A Difficult Year (Une Année Difficile)(2023)

Standard
Visual representation of 3.5 out of five star rating

If you’ve seen The Intouchables (2011) or The Extraordinary (2020), you’ll know that co-directors Olivier Nakache and Eric Tolenado have a deft hand at giving us emotional, character-driven stories that also tackle important social issues.

With A Difficult Year, they have taken a lighter approach to give us something that plays with comedy and romance while skittering over the surface of some real issues of our time.

Our two protagonists, Albert (Pio Marmaï) and Bruno (Jonathan Cohen), are strangers to each other but they are both men who have sunk themselves deep into debt and don’t really have any way of getting out of it. The intro to the film shows French leaders year after year going back into the 70s announcing how “this year is going to be a difficult year” so perhaps we are to understand that these two men have good intentions but are victims of an economic crisis.

Albert works at the airport handling luggage and has a good line in confiscated goods that he sells on the streets. He has a backpack and a suitcase like a tourist and sleeps overnight, camouflaged amongst all the other travellers. Answering an eBay ad from Bruno to purchase a TV for him at a Black Friday sale, Albert is confronted by a group of climate activists, led by the enigmatic and passionate Cactus (Noémie Merlant).

Albert has no time for them – when you are struggling just to survive on the streets, rallying against consumerism must seem like triviality. He buys the TV for Bruno but when he goes to deliver it, he finds that Bruno’s life has fallen apart and he is there as he tries to end his life.

This throws them together into a workshop by financial guru Henri (Mathieu Almaric) who gives them ‘helpful’ tips like not shopping at the supermarket when you’re hungry and questioning whether you really need something before you buy it. A more practical strategy that Bruno discovers are the socialist meetings where you get free food and drink in exchange for listening to impassioned speeches (or rather you’re able to donate what you could pay which for Bruno and Albert means nothing). This throws them in to the orbit of the climate action group and, we suspect almost against their better judgement or will, they start to get swept up into their enthusiasm for a better world and enveloped in a sense of community and purpose.

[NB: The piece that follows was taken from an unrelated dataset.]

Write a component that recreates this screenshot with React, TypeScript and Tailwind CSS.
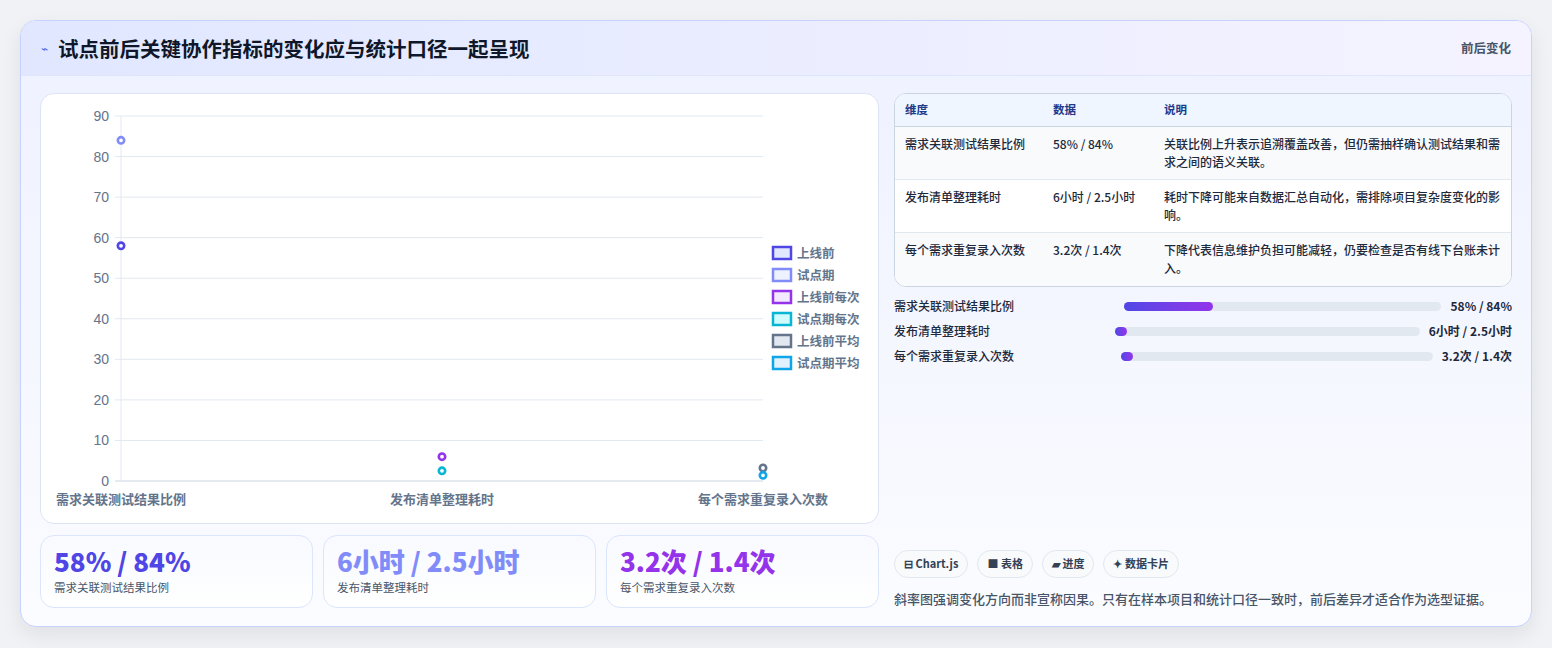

Although it is a comedy, and there are definitely light scenes, the story is about something fairly deep but we don’t ever feel like it really gets under the skin of the main characters. Merlant is as captivating as usual and it felt like the screen lit up whenever she was on it. It’s a fun story and I wonder if it will get negative reviews from those who feel that climate change is not a real thing. It doesn’t really delve into this topic particularly deeply, just showing it as something that has galvanised young people to change the world for the better.

It builds to a nice dramatic third act and then somehow lets us down with a twee ending that focuses too much on the romance. By this point I was in great admiration of Cactus’s determination to not get into a relationship until the world is in a better place and it felt like a stance that said her character/female leads are more than just a romantic interest.

It also definitely casts Albert as a lovable rogue rather than a soulless charlatan which I suppose is what is to be expected from a comedy but I felt let down.